MID-AFTERNOON but the day is grey and stormy. The tempete has though merely side-swiped us on its rampage in the west. We’ve had worse, much worse, and although I watched from my windows as my trees kissed the ground; none uprooted as they have in the past.

Miriam’s Mimosa cutting, to replace my 30ft giant that died when the temperatures fell to minus 15C a few years ago, has suddenly sprung up from a twig to a 5ft height in the last couple of months.

It’s swung and swayed but has sprung back as the wind died, perhaps recovering its strength to strike again and do its worst.

The two plastic garden chairs – ugly things – have tossed and turned, and lie upside down feet from the table, legs akimbo, pointing to the heavens.

The wooden ones merely tip into the table itself, staggering, but sturdily staying in their place.

The parasol may, may, just survive for I have wrapped an old dog collar tightly around it so the wind cannot insinuate its skinny, evil fingers to whip it up and smash it to the ground.

The next time a strong man enters my domain I will ask him to lift it from the table and store it in the newly cleared barn…the first of its kind to survive a summer in this parasol graveyard of strange mini-whirlwinds and tempetes.

I have not walked around LM to check for roof tiles that may have been whipped off and crashed on the stones. When Alistair or Ian come, to do the garden or the jobs that old houses always need, they will look and inform me.

That will be time enough, for why seek trouble? Why seek new worries before one needs to?

I worry only when the power fails and I face a night without the comforting searchlight of light on all the dark corners.

It went out two hours ago but has returned which is why I can now write. It flicked on and off for 20 minutes before finally ceasing and I can only hope that whatever caused it in some other area has been solved.

I don’t want to think of a night ahead without, at least, the glow of the nightlight in my bedroom.

I hate the dark. I fear the dark. All the old superstitions of childhood, which lurk just a graze under the surface of this ageing woman, bloom when the lights go off.
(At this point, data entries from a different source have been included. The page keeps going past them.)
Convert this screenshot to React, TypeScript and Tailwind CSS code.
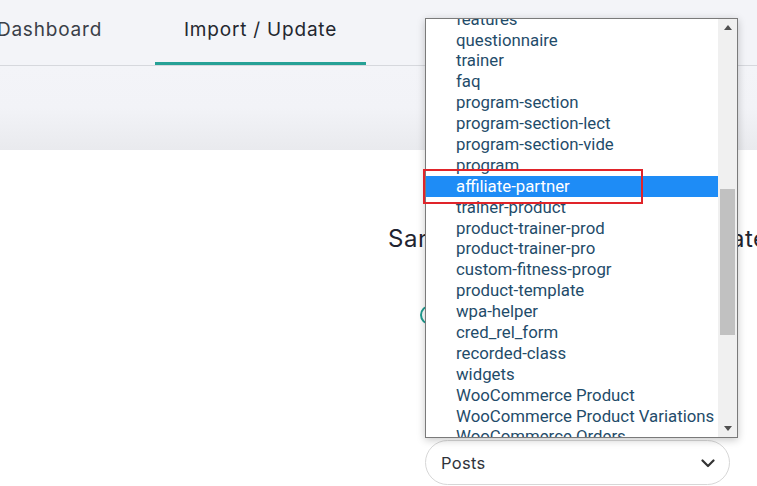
import React from 'react';

const options = [
  'features',
  'questionnaire',
  'trainer',
  'faq',
  'program-section',
  'program-section-lect',
  'program-section-vide',
  'program',
  'affiliate-partner',
  'trainer-product',
  'product-trainer-prod',
  'product-trainer-pro',
  'custom-fitness-progr',
  'product-template',
  'wpa-helper',
  'cred_rel_form',
  'recorded-class',
  'widgets',
  'WooCommerce Product',
  'WooCommerce Product Variations',
  'WooCommerce Orders',
];

const selected = 'affiliate-partner';

export default function App() {
  return (
    <div className="relative h-[486px] w-[757px] overflow-hidden bg-white font-['Inter',sans-serif]">
      {/* Header / tabs */}
      <header className="bg-[#f3f4f8]">
        <nav className="ml-[-56px] flex h-[66px] border-b border-[#d6d8dd]">
          <div className="flex w-[211px] items-center justify-center pb-[4px] text-[19px] tracking-[0.8px] text-[#3a3f48]">
            Dashboard
          </div>
          <div className="relative flex w-[211px] items-center justify-center pb-[4px] text-[19px] tracking-[0.8px] text-[#23272f]">
            Import / Update
            <span className="absolute bottom-0 left-0 right-0 h-[3px] bg-[#26a196]" />
          </div>
        </nav>
        <div className="h-[84px] bg-gradient-to-b from-[#f3f4f8] via-[#f2f3f7] to-[#e9eaee]" />
      </header>

      {/* Main */}
      <main className="flex flex-col pt-[73px]">
        <h2 className="ml-[388px] whitespace-nowrap text-[24px] leading-[32px] tracking-[0.5px] text-[#1f2430]">
          Sample Import Update Template
        </h2>
        <div className="ml-[420px] mt-[50px] h-[20px] w-[20px] rounded-full border-2 border-[#1f9c90]" />
        <div className="ml-[425px] mt-[115px] flex h-[45px] w-[305px] items-center justify-between rounded-full border border-[#d7d7d7] bg-white pl-[15px] pr-[14px] pt-[2px] text-[16.5px] tracking-[0.3px] text-[#30343b]">
          <span>Posts</span>
          <svg width="14" height="9" viewBox="0 0 14 9" fill="none">
            <path d="M1.5 1.5L7 7L12.5 1.5" stroke="#333" strokeWidth="2.2" strokeLinecap="round" strokeLinejoin="round" />
          </svg>
        </div>
      </main>

      {/* Open native-like listbox */}
      <div className="absolute left-[425px] top-[18px] flex h-[420px] w-[313px] border border-[#7a7a7a] bg-white shadow-[0_2px_8px_rgba(0,0,0,0.22)]">
        <div className="flex-1 overflow-hidden">
          <ul className="mt-[-10.2px] font-['Roboto',sans-serif] text-[16.8px]">
            {options.map((o) => (
              <li
                key={o}
                className={`flex h-[20.9px] items-center whitespace-nowrap pl-[30px] ${
                  o === selected ? 'bg-[#1e8cf6] text-white' : 'text-[#1f4c6a]'
                }`}
              >
                {o}
              </li>
            ))}
          </ul>
        </div>
        <div className="relative w-[19px] bg-[#f0f0f0]">
          <span className="absolute left-1/2 top-[6px] -translate-x-1/2 border-x-[4px] border-b-[5px] border-x-transparent border-b-[#4f4f4f]" />
          <span className="absolute left-[2px] right-[2px] top-[170px] h-[146px] bg-[#c1c1c1]" />
          <span className="absolute bottom-[6px] left-1/2 -translate-x-1/2 border-x-[4px] border-t-[5px] border-x-transparent border-t-[#4f4f4f]" />
        </div>
      </div>

      {/* Annotation box */}
      <div className="pointer-events-none absolute left-[423px] top-[169px] h-[35px] w-[220px] border-2 border-[#e0242a]" />
    </div>
  );
}
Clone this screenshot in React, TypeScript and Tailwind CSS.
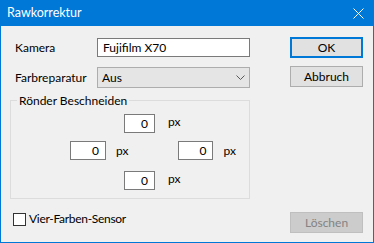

And yet, storms, power cut-offs, are part of life here in south west France, increasing year after year.

The first, or maybe the second, year, I was without power for I think three/four days as a great tempete roared through the country, smashing all in its path.

After the initial almost heart-stopping horror of what I was faced with, I placed candles in the rooms I entered; lit the wood burner that gave fierce heat and slight light; shuddered behind the pounding shutters and finally came to a peace with all I feared.

Moving from candle-lit room to room had a gentle timelessness that became comfortingly familiar in the oddest way until my normal thoughts jerked me into the present.

I had no contact with anyone, for my mobile was still UK registered and not an iPhone, if they existed then.

It was my nightmare come true – the silence of the dark as the elements trapped me within a tomb far, far away from all I knew.

On day two, shutters still unable to be opened against the force of the wind, a pounding on the door led to Ian, his vast bulk buffeted by the storm, checking I was OK.

To get here he’d used his chainsaw to cut trees fallen on the roads to my house.

As Portia braced herself outside, barely able to stand, to quickly pee and return, I’d grabbed his jacket and pulled him in. We didn’t know each other well then, but I was touched beyond measure that this man had thought of me and needed to know I was safe and well.

He – and his wife – have now been doing so for 14 years. Can you believe it?

Yet, even after all this time, the fear returns when the power goes. I should be prepared with lanterns and powerful torches all around the rooms: I’m not.

I actually only have a pencil thin torch to see a few feet in front of me, but I have an iPhone to call for help, and a memory that I’ve survived it all before.

Not that I want to go back to those few days at the beginning, living without the comforts of civilisation, such as heat and light.

But, but, there was something so soothing in simply being – simply existing – without any extraneous thoughts or forces.

Soothing in just being sheltered without any worries beyond nature. Soothing that nothing could trouble or intrude upon one. Soothing in that life was reduced to heat and light.

The past is often soothing, non?

Sod that….I need the light. I need the heat. I need electricity. Sorry.